Gran Chaco is a province in the eastern parts of the Bolivian department Tarija. The province voted to become an autonomous region on 6 December 2009.

Location
Gran Chaco province is one of six provinces in the Tarija Department. It is located between 21° 00' and 22° 17' south and between 62° 16' and 64° 18' west.

The province borders Chuquisaca Department in the north, Burnet O'Connor Province in the north-west, Aniceto Arce Province in the south-west, Argentina in the south, and Paraguay in the east.

The province extends over 200 km from north to south, and 200 km from east to west.

Population
The main language of the province is Spanish, spoken by 98.4%, while 11.5% of the population speak Quechua, 3.0% speak Aymara, and 2.7% Guaraní.
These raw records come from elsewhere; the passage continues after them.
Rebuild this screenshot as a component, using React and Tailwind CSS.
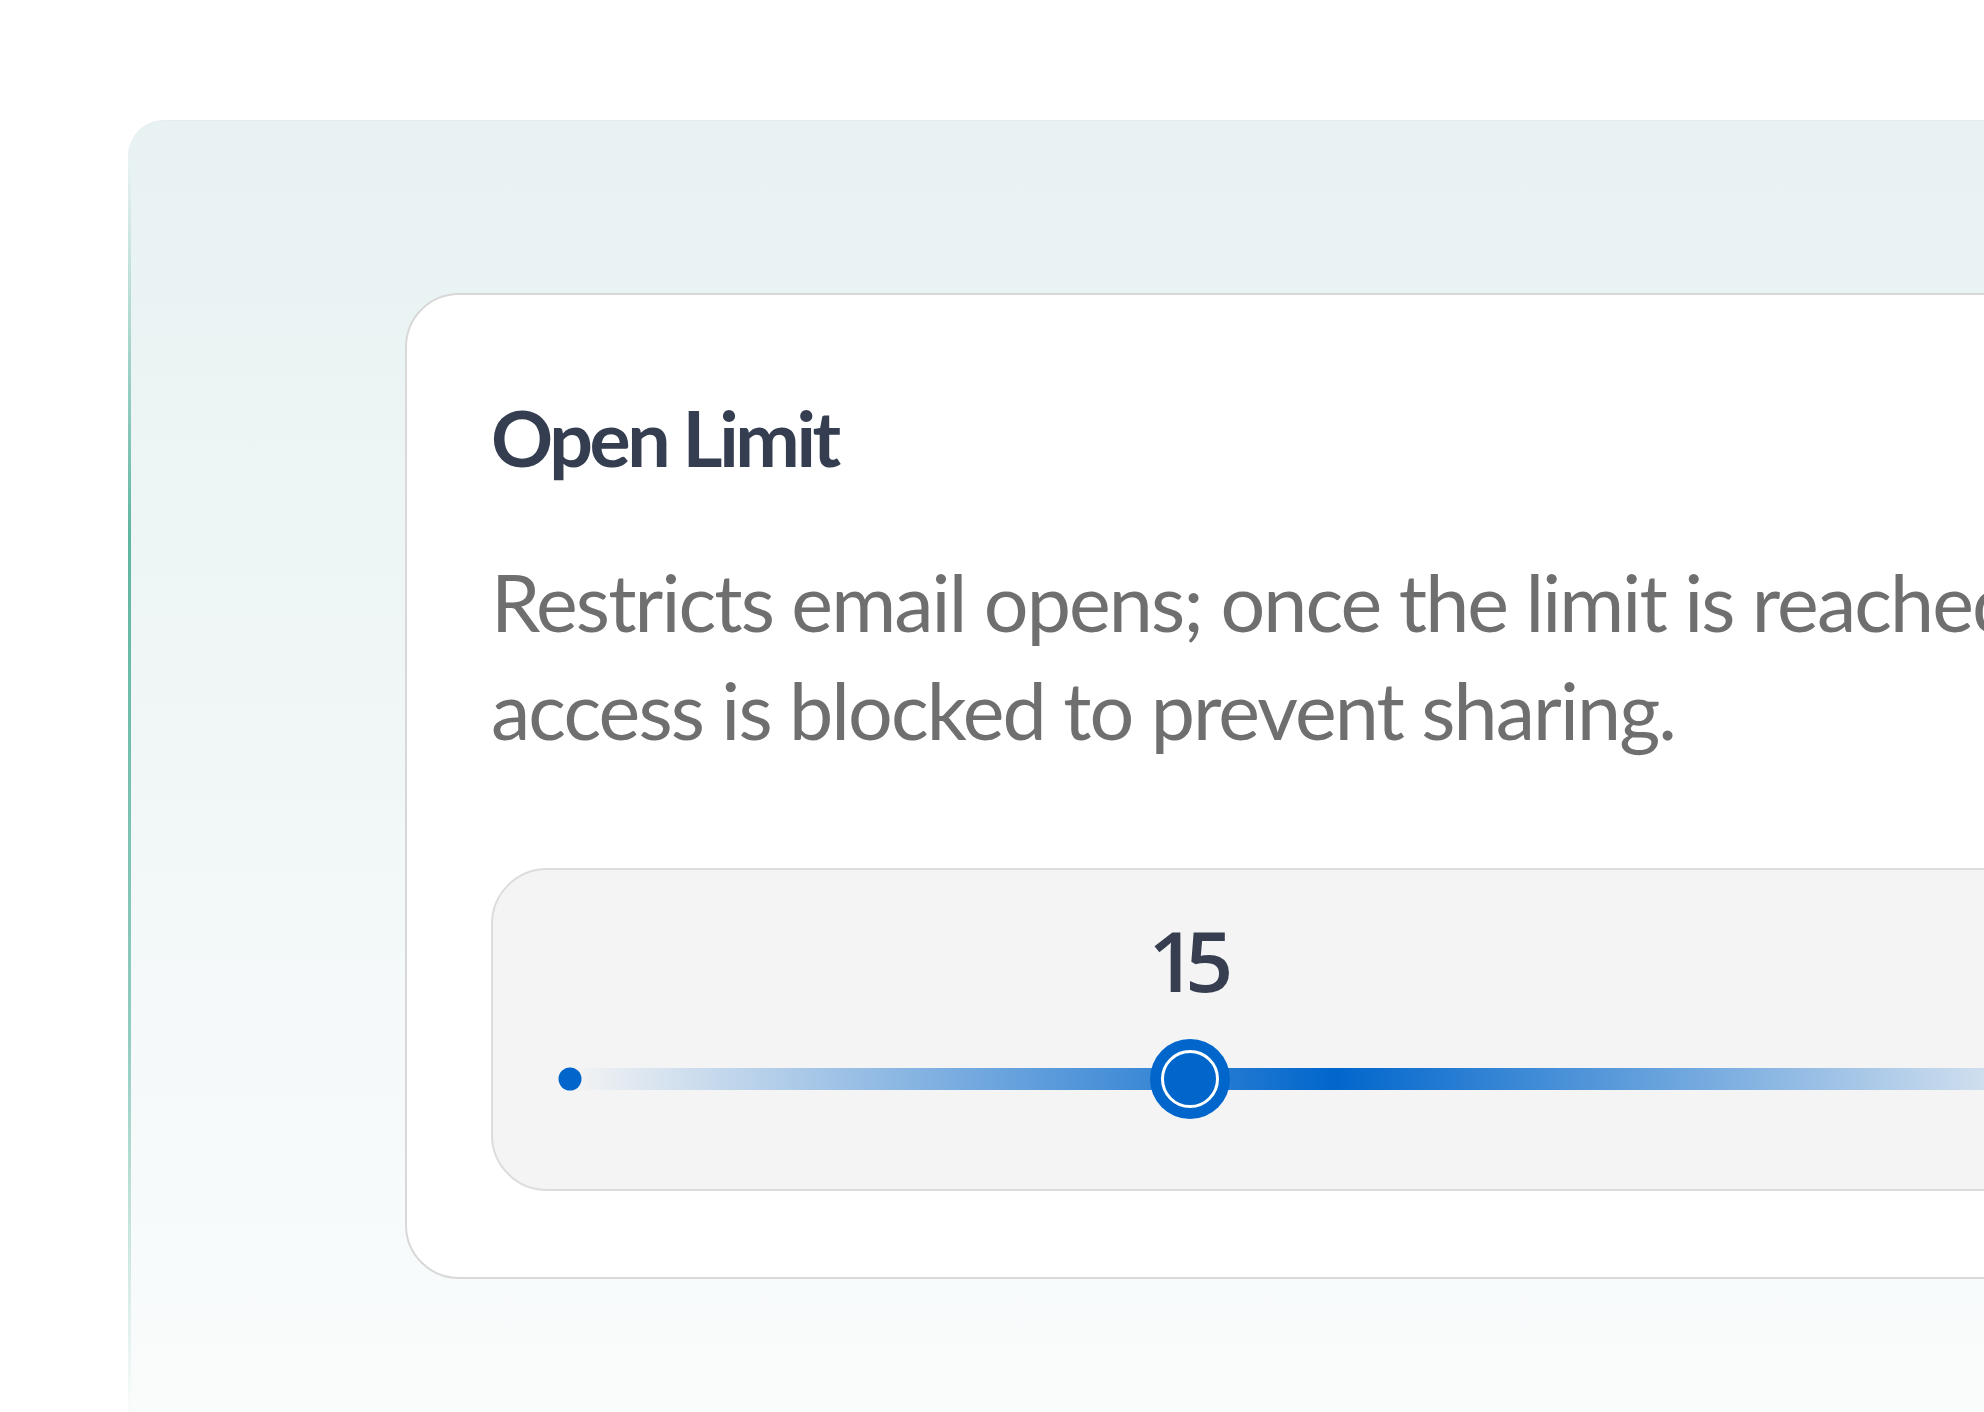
import React from 'react'

const value = 15
const min = 0
const max = 37

const OpenLimitCard = () => {
    const pct = ((value - min) / (max - min)) * 100

    return (
        <div className="w-[1700px] shrink-0 bg-white border-2 border-[#d8d8d8] rounded-[54px] pt-[104px] pb-[86px] pl-[84px] flex flex-col">
            <h2 className="text-[77px] leading-none font-bold tracking-[-3.4px] text-[#353d50]">
                Open Limit
            </h2>

            <p className="mt-[72px] text-[79px] leading-[108px] tracking-[-1.9px] text-[#6f6f6f] whitespace-nowrap">
                Restricts email opens; once the limit is reached,
                <br />
                access is blocked to prevent sharing.
            </p>

            <div className="mt-[104px] w-[1700px] bg-[#f4f4f4] border-2 border-[#dcdcdc] rounded-[56px] pt-[50px] pb-[70px]">
                <div className="ml-[77px] w-[1530px]">
                    <div className="relative h-[84px]">
                        <span
                            className="absolute top-[-2px] -translate-x-1/2 pr-[10px] font-['Open_Sans',sans-serif] text-[84px] leading-none font-semibold tracking-[-11px] text-[#363e50]"
                            style={{ left: `${pct}%` }}
                        >
                            {value}
                        </span>
                    </div>

                    <div className="relative h-[80px] mt-[35px]">
                        <div className="absolute left-0 right-0 top-1/2 -translate-y-1/2 h-[22px] bg-[linear-gradient(90deg,rgba(0,102,204,0)_0%,#0066cc_50%,rgba(0,102,204,0)_100%)]" />
                        <div className="absolute left-0 top-1/2 -translate-x-1/2 -translate-y-1/2 w-[23px] h-[23px] rounded-full bg-[#0066cc]" />
                        <div
                            className="absolute top-0 -translate-x-1/2 w-[80px] h-[80px] rounded-full bg-[#0066cc] flex items-center justify-center"
                            style={{ left: `${pct}%` }}
                        >
                            <div className="w-[58px] h-[58px] rounded-full border-[3px] border-white bg-[#0066cc]" />
                        </div>
                    </div>
                </div>
            </div>
        </div>
    )
}

export default function App() {
    return (
        <div className="w-[1984px] h-[1412px] overflow-hidden bg-white pl-[128px] pt-[120px] font-['Lato',sans-serif]">
            <div className="relative w-[2000px] h-[1292px] rounded-tl-[36px] border-t border-[#e3eded] bg-gradient-to-b from-[#e8f2f2] to-[#fafcfc] pl-[277px] pt-[172px]">
                <div className="absolute left-0 top-[40px] bottom-0 w-[3px] bg-[linear-gradient(180deg,rgba(80,174,152,0)_0%,rgba(80,174,152,0.9)_30%,rgba(80,174,152,0.6)_70%,rgba(80,174,152,0)_100%)]" />
                <OpenLimitCard />
            </div>
        </div>
    )
}
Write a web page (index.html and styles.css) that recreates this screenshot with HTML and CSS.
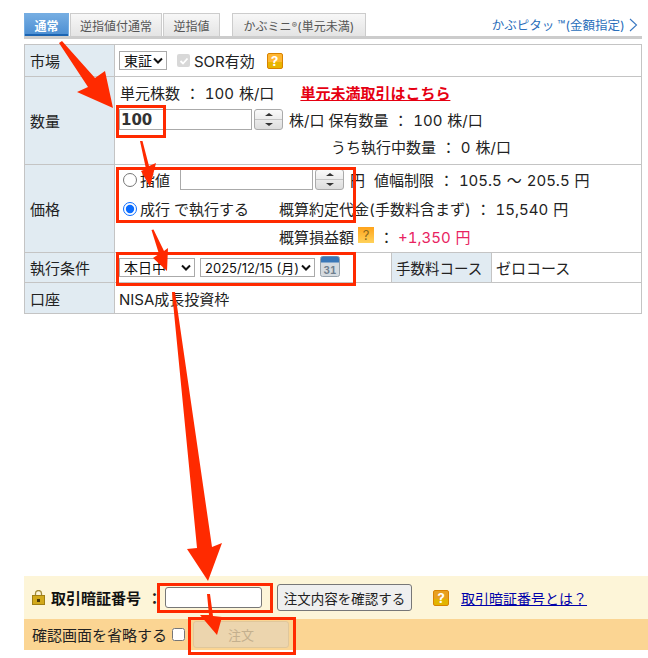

The population increased from 74,612 inhabitants (1992 census) to 116,318 (2001 census), an increase of 55.9%. - 41.9% of the population are younger than 15 years old.

50.7% of the population have no access to electricity, 41.1% have no sanitary facilities (1992).

19.1% of the population are employed in agriculture, 1.4% in mining, 8.3% in industry, 71.2% in general services (2001).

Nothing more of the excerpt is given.